In some embodiments, the DNS resolver is configured to: respond to the DNS query request in the case where the DNS resolver acts as an authoritative DNS server for the domain name included in the DNS query request; or otherwise forward the DNS query request to a higher level DNS server after populating a DNS subnet option of the DNS query request with the full or truncated source IP address of the DNS query request.

In some embodiments, before the DNS query request is routed to the DNS resolver, a DNS subnet option of the DNS query request is populated by a DNS forwarder co-located with the I-UPF and/or the local PSA with an IP address or subnet specific to an edge network associated with the local PSA.
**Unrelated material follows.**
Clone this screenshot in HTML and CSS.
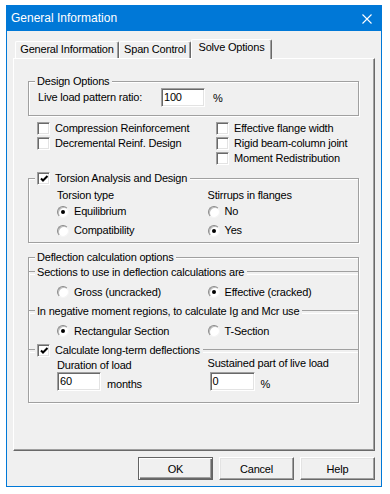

In some embodiments, before the DNS query request is routed to the DNS resolver, a DNS subnet option of the DNS query request is populated by a DNS forwarder resolver co-located with the I-UPF and/or the local PSA with an IP address or subnet specific to an edge network associated with the local PSA, and/or the source IP address of the DNS query request is changed by the DNS forwarder resolver to an address of the DNS forwarder resolver.

In some embodiments, the DNS resolver is configured to: respond to the DNS query request in the case where the DNS resolver acts as an authoritative DNS server for the domain name included in the DNS query request; or otherwise forward the DNS query request to a higher level DNS server.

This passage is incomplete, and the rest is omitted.